1.5 URL normalization
By using URL normalization, we normalize URLs the way search engines would do it. If you deactivate this option, you see URLs exactly as they are in your source code. Examples:
- www.domain.com:80 => www.domain.com
- www.dOmAi.cOM:80 => www.domain.com
- HTTP://www.domain.com => http://www.domain.com
- hTtpS://www.domain.com:443 => https://www.domain.com
- www.domain.com/test//file.php => www.domain.com/test/file.php
1.6 Robots.txt Behaviour
Robots.txt behavior options:
- Crawl everything but create disallow statistics based on the robots.txt file
- Only crawl pages that aren't blocked by robots.txt
- Crawl everything but create Disallow-Statistics based on the custom robots.txt
- Only crawl pages that aren't blocked by your custom robots.txt
You can enter a custom robots.txt if needed.
1.7 Crawler country
The option "Crawler country" will change the server location from where the crawler will analyze.
1.8 Crawler user-agent
The option user-agent will determine the name of the crawler, you can enter firefox as user-agent for example. Or if you want to make sure that you whitelist or track our service only you can give the crawler an individual name (e.g:crawler123abc)
1.9 Additional Request Header
Define additional request headers, if necessary.
2. What to crawl
2.1 Homepage URL
The Homepage URL defines what RYTE takes as the homepage of your Domain also it will give the crawler a start point. If your Homepage is not indexable please have a look here.
2.2 Crawl subfolder
With this settings, your crawl will only contain all data from a certain subfolder ( e.g. "/wiki/)
2.3 Analyze images
Do you want to crawl images? By disabling this feature, some reports will not be created - but you have more resources for crawling HTML documents.
2.4 Crawl Subdomains
Analyze all found subdomains and show them as part of the main domain in reports. If you deactivate this feature, they will be treated as "external links".
2.5 Analyze Sitemap.xml
Analyze your sitemap.xml for errors and optimization potential. If you use many sitemap.xml files (20+) you could deactivate this function to speed up the overall crawling.
2.6 Sitemap URLs
By default, our crawler is looking for the sitemap.xml in the root folder (domain.com/sitemap.xml), If your sitemap is located elsewhere or has a different name you can add its URL to the settings so the crawler will follow it.
You'll find this option in the Project Settings -> Advanced Crawl
You can add as many sitemaps as needed.(one per line)
If your sitemap_index.xml is not recognized correctly please add each sitemaps URL from the index.
2.7 Sort GET-Parameters
Sort parameters in URLs alphabetically, this can reduce the amount of duplicate contents.
2.8 Ignore GET Parameters
Define GET parameters here, that will be automatically removed from URLs found on your website. Useful to avoid unnecessary URL variations from Session-IDs or tracking parameters. Downside: Issues like duplicate content might not be discovered.
3. Ignore / Include URLs
3.1 Exclude URLs (blacklist)
You can exclude URLs from your crawl by adding blacklist rules, in this example we want to exclude the Magazine and our Wiki, we realize that by blacklisting the "subfolders". The rules should look like this:
This rule will exclude all URLs containing /wiki/, please note that this does not take the folder hierarchy into account. For instance, a URL domain.com/wiki/ will be excluded as well as domain.com/subfolder/wiki/
You can apply any rule in any depth if you wish that certain sites to be excluded e.g.:
You can add as many rules as you like.
3.2 Include URLs (whitelist)
The whitelist has the same functionalities as the blacklist but it works the opposite way. If you need to apply rules by "include only" then you can use our whitelist feature.

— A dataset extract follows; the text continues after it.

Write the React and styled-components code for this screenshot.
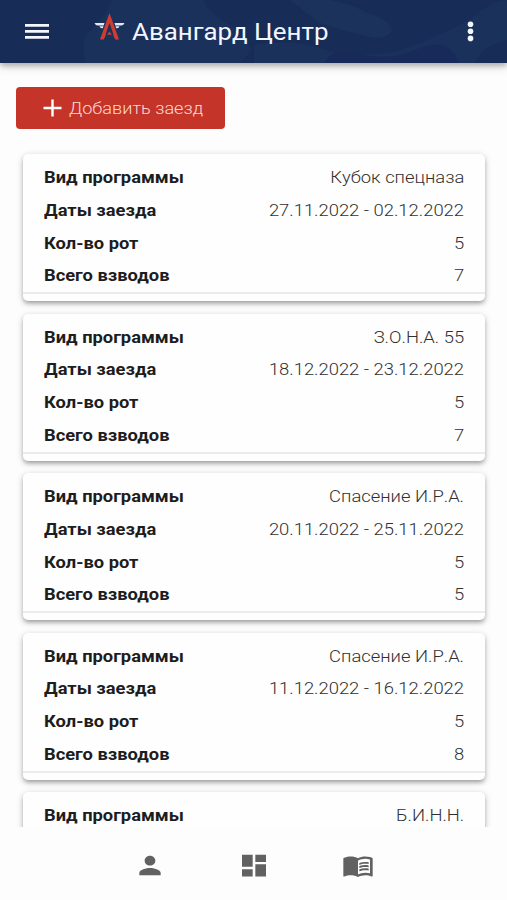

In this example, we want to crawl ONLY our Magazine and Wiki. We realize that by whitelisting each "subfolder":
Please note that this will also whitelist domain.com/subfolder/wiki/, you may need to adjust it in depth (regex:https://en.ryte.com/wiki/)
3.3 Test Blacklist/whitelist Settings
It can be very time consuming if you run your rules without testing only to see that it did not work when the crawl finished. Please test your settings first, in order to get familiar with the syntax.
Here we are testing with our whitelist rules from above, so only URLs from either the Wiki or the Magazine should be crawled.
If we enter a URL that should be excluded and the response status is 9xx (in this example 950) our settings are fine if the status is still 200 then the rules did not work.
We can also test in the other direction by test-crawling the included content by entering a URL within the whitelist rules:
If we applied the rules successfully then the test will respond with a status of 200, this only makes sense if we tested excluded URLs first!
Test settings Status Codes:
200 - OK
950 - blocked by whitelist
951 - blocked by blacklist
Important: If your test was not successful and you run it again with the same Test-URL it might be cached, so please enter a different URL each time you run a test in order to not have cache discrepancy.
4. General settings
In the General Settings, you can change the Projects Name and Slug.
The name of your project, how it will be displayed within your Ryte account. (default: domain)
This is the short notation of your project and how it is displayed within the URL.
ATTENTION: The project domain will remain unaffected. This will only change the display URL of the project. This feature is important if you analyze the same domain multiple times in your Ryte account.